NOTE: Remdesivir was initially developed by Gilead Sciences Inc. to treat the ebola virus.
Also, the U.S. Food and Drug Administration issued an emergency authorization for using remdesivir for the treatment of COVID-19 in adults and children hospitalized with severe disease and said,
"While there is limited information known about the safety and effectiveness of using remdesivir to treat people in the hospital with COVID-19, the investigational drug was shown in a clinical trial to shorten the time to recovery in some patients.
"Severe disease is defined as patients with low blood oxygen levels or needing oxygen therapy or more intensive breathing support such as a mechanical ventilator."
"it was determined that it is reasonable to believe that remdesivir may be effective in treating COVID-19, and that, given there are no adequate, approved, or available alternative treatments, the known and potential benefits to treat this serious or life-threatening virus currently outweigh the known and potential risks of the drug’s use."
Addressing the announcements above, Gilead Science's CEO Daniel O'Day said,
"I think it's important to note that this is a medicine that really is for the most severe patients …

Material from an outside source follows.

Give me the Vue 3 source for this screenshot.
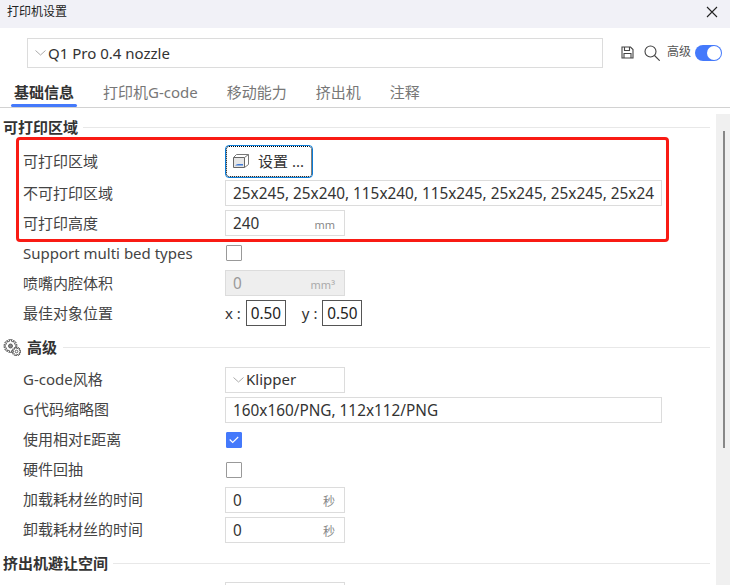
<script setup>
const rowsTop = [
  { label: 'Support multi bed types', type: 'check' },
  { label: '喷嘴内腔体积', type: 'num', value: '0', unit: 'mm³', disabled: true },
]
const advanced = [
  { label: 'G代码缩略图', type: 'wide', value: '160x160/PNG, 112x112/PNG' },
  { label: '使用相对E距离', type: 'check', checked: true },
  { label: '硬件回抽', type: 'check' },
  { label: '加载耗材丝的时间', type: 'num', value: '0', unit: '秒' },
  { label: '卸载耗材丝的时间', type: 'num', value: '0', unit: '秒' },
]
const tabs = ['基础信息', '打印机G-code', '移动能力', '挤出机', '注释']
const teeth = (cx, cy, r, n) => {
  let d = ''
  for (let i = 0; i < n; i++) {
    const a = (i / n) * Math.PI * 2
    const b = a + Math.PI / n
    const p = (t, q) => `${(cx + Math.cos(t) * q).toFixed(1)} ${(cy + Math.sin(t) * q).toFixed(1)}`
    d += `${i ? 'L' : 'M'}${p(a - 0.28, r)}L${p(a + 0.28, r)}L${p(b - 0.28, r * 0.76)}L${p(b + 0.28, r * 0.76)}`
  }
  return d + 'Z'
}
const bigGear = teeth(7.5, 7, 6.6, 8)
const smallGear = teeth(13.5, 12.5, 4.4, 7)
</script>

<template>
  <div class="win">
    <header class="title">
      <span>打印机设置</span>
      <svg class="close" width="12" height="12" viewBox="0 0 12 12"><path d="M1 1l10 10M11 1L1 11" stroke="#222" stroke-width="1.1" fill="none"/></svg>
    </header>

    <div class="preset">
      <div class="combo big">
        <svg class="chev" width="11" height="6" viewBox="0 0 11 6"><path d="M.5.5l5 4.5 5-4.5" stroke="#aaa" fill="none"/></svg>
        <span>Q1 Pro 0.4 nozzle</span>
      </div>
      <svg class="tool save" width="13" height="13" viewBox="0 0 13 13" fill="none" stroke="#444" stroke-width="1.1"><path d="M1 1h8.500l2.500 2.500v8.500h-11z"/><path d="M3.500 1v3.500h5V1M3 12V7.500h7V12"/></svg>
      <svg class="tool glass" width="16" height="16" viewBox="0 0 16 16" fill="none" stroke="#444" stroke-width="1.1"><circle cx="6.500" cy="6.500" r="5.500"/><path d="M10.500 10.500l5.200 5.200"/></svg>
      <span class="adv">高级</span>
      <span class="switch"><i></i></span>
    </div>

    <nav class="tabs">
      <span v-for="(t, i) in tabs" :key="t" class="tab" :class="{ on: i === 0 }">{{ t }}</span>
    </nav>

    <div class="body">
      <main class="content">
        <h3 class="sec first"><b>可打印区域</b></h3>
        <div class="row r-btn">
          <label>可打印区域</label>
          <button class="btn">
            <svg width="16" height="14" viewBox="0 0 16 14" fill="none"><path d="M.5 3.500h11v10H.500z" fill="#e6e6e6" stroke="#666"/><path d="M.5 3.500l3-3h12v10l-4 3M11.500 3.500l4-3" stroke="#777"/><path d="M2 11.500h8V10H5l-1.500.5z" fill="#3f7bd8"/></svg>
            <span>设置 ...</span>
          </button>
        </div>
        <div class="row">
          <label>不可打印区域</label>
          <div class="field wide">25x245, 25x240, 115x240, 115x245, 25x245, 25x245, 25x24</div>
        </div>
        <div class="row">
          <label>可打印高度</label>
          <div class="field num"><span>240</span><em>mm</em></div>
        </div>
        <div v-for="r in rowsTop" :key="r.label" class="row">
          <label>{{ r.label }}</label>
          <span v-if="r.type === 'check'" class="check"></span>
          <div v-else class="field num off"><span>{{ r.value }}</span><em>{{ r.unit }}</em></div>
        </div>
        <div class="row">
          <label>最佳对象位置</label>
          <div class="xy">
            <span class="axis">x :</span><span class="mini">0.50</span>
            <span class="axis y">y :</span><span class="mini">0.50</span>
          </div>
        </div>

        <h3 class="sec adv-sec">
          <svg class="gear" width="18" height="17" viewBox="0 0 18 17" fill="none" stroke="#555" stroke-width=".9">
            <path :d="bigGear"/><circle cx="7.500" cy="7" r="2" fill="#888"/>
            <path :d="smallGear" fill="#fff"/><circle cx="13.500" cy="12.500" r="1.300"/>
          </svg>
          <b>高级</b>
        </h3>
        <div class="lower">
          <div class="row">
            <label>G-code风格</label>
            <div class="combo small">
              <svg class="chev" width="11" height="6" viewBox="0 0 11 6"><path d="M.5.5l5 4.500 5-4.500" stroke="#aaa" fill="none"/></svg>
              <span>Klipper</span>
            </div>
          </div>
          <div v-for="r in advanced" :key="r.label" class="row">
            <label>{{ r.label }}</label>
            <div v-if="r.type === 'wide'" class="field wide">{{ r.value }}</div>
            <span v-else-if="r.type === 'check'" class="check" :class="{ checked: r.checked }">
              <svg v-if="r.checked" width="10" height="8" viewBox="0 0 10 8"><path d="M.7 3.500l3 3 5.500-5.500" stroke="#fff" stroke-width="1.100" fill="none"/></svg>
            </span>
            <div v-else class="field num"><span>{{ r.value }}</span><em class="cjk">{{ r.unit }}</em></div>
          </div>
        </div>

        <h3 class="sec ext-sec"><b>挤出机避让空间</b></h3>
        <div class="row"><label></label><div class="field num"></div></div>
      </main>
      <aside class="track"><i></i></aside>
    </div>

    <div class="redbox"></div>
  </div>
</template>

<style>
html, body { margin: 0; height: 100%; overflow: hidden; background: #fff; }
</style>

<style scoped>
.win { position: relative; width: 730px; height: 585px; overflow: hidden; background: #fff; color: #333; font: 15px/20px "Noto Sans", "Noto Sans CJK SC", sans-serif; }
.title { height: 28px; background: #f1f1f7; display: flex; align-items: center; justify-content: space-between; padding: 0 12px 4px 7px; box-sizing: border-box; font-size: 12px; color: #222; }
.preset { height: 29px; margin-top: 10px; padding: 0 8px 0 27px; display: flex; align-items: center; }
.combo { border: 1px solid #dcdcdc; box-sizing: border-box; display: flex; align-items: center; }
.big { width: 576px; height: 30px; padding-left: 7px; color: #333; }
.chev { margin-right: 2px; flex: none; }
.small { width: 120px; height: 26px; padding-left: 7px; }
.small span { margin-top: -2px; }
.tool { flex: none; }
.save { margin-left: 18px; }
.glass { margin-left: 10px; }
.adv { margin-left: 7px; font-size: 12px; color: #555; margin-top: -2px; }
.switch { margin-left: 4px; width: 27px; height: 16px; border-radius: 8px; background: #4479fb; position: relative; }
.switch i { position: absolute; right: 1px; top: 1px; width: 14px; height: 14px; background: #fff; border-radius: 50%; }
.tabs { height: 41px; border-bottom: 1px solid #d2d2d2; display: flex; padding-left: 14px; gap: 29px; box-sizing: border-box; align-items: center; color: #777; }
.tab { position: relative; line-height: 20px; top: 5px; white-space: nowrap; }
.tab.on { color: #333; font-weight: 700; }
.tab.on::after { content: ""; position: absolute; left: -3px; right: -3px; top: 22px; height: 3px; border-radius: 2px; background: #4479fb; }
.body { display: flex; height: 478px; }
.content { width: 710px; flex: none; overflow: hidden; }
.track { margin: 6px 0 0 6px; width: 14px; background: #f0f0f0; position: relative; }
.track i { position: absolute; left: 7px; top: 17px; width: 2px; height: 317px; background: #888; }
.sec { margin: 0; height: 20px; display: flex; align-items: center; gap: 5px; font-size: 15px; font-weight: 400; color: #333; padding-left: 3px; }
.sec b { font-weight: 700; }
.sec::after { content: ""; flex: 1; height: 1px; background: #e8e8e8; }
.first { margin-top: 9px; }
.adv-sec { margin-top: 9px; margin-bottom: 8px; gap: 6px; }
.ext-sec { margin-top: 8px; margin-bottom: 7px; }
.gear { flex: none; }
.row { height: 30px; display: flex; align-items: center; padding-left: 23px; }
.row label { width: 202px; flex: none; color: #444; white-space: nowrap; }
.lower label { margin-top: -2px; }
.r-btn { height: 34px; margin-top: 7px; }
.btn { width: 86px; height: 31px; box-sizing: border-box; margin-left: 1px; background: #fff; border: 1px dotted #000; outline: 1px solid #0a7bd6; border-radius: 3px; display: flex; align-items: center; padding: 0 0 0 6px; gap: 9px; font: inherit; color: #333; white-space: nowrap; }
.field { height: 26px; box-sizing: border-box; border: 1px solid #dcdcdc; display: flex; align-items: center; padding-left: 7px; color: #333; background: #fff; white-space: nowrap; overflow: hidden; font-size: 15.33px; }
.wide { width: 437px; }
.num { width: 120px; justify-content: space-between; padding-right: 9px; }
.num em { font-style: normal; font-size: 11px; color: #888; margin-top: 4px; }
.num em.cjk { font-size: 12px; }
.off { background: #eee; color: #999; }
.off em { color: #aaa; }
.check { width: 16px; height: 16px; box-sizing: border-box; border: 1px solid #999; border-radius: 1px; display: flex; align-items: center; justify-content: center; margin-left: 1px; }
.checked { background: #4479fb; border-color: #4479fb; }
.xy { display: flex; align-items: center; }
.axis { margin-right: 5px; }
.axis.y { margin-left: 16px; }
.mini { width: 40px; height: 26px; box-sizing: border-box; border: 1px solid #555; display: flex; align-items: center; justify-content: center; color: #222; font-size: 15.33px; }
.redbox { position: absolute; left: 16px; top: 137px; width: 653px; height: 105px; box-sizing: border-box; border: 3px solid #f91b14; border-radius: 4px; }
</style>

"This is for hospitalized patients, this is for patients that have progressed very, very advanced in their disease
“This is a starting point, and we're not done."
OUR TAKE
Remdesivir's effectiveness still has to be proven in the field and Gilead has to ramp up production, which may take until the end of 2020. The good news is there are many potential treatments under development for COVID-19.
Because the risk of contracting of COVID-19 may last 18-24 months (according to a recent study by Center for Infectious Disease Research and Policy at the University of Minnesota), a vaccine is needed.
Remdesivir is a treatment, not a vaccine, but there are over 100 vaccine candidates in development worldwide (eight are in early clinical trials.) As they are tested, many will fail - but only a few need to be effective.
News about potential treatments and vaccines (both positive and negative) will likely trigger significant global market swings until COVID-19 uncertainty is reduced.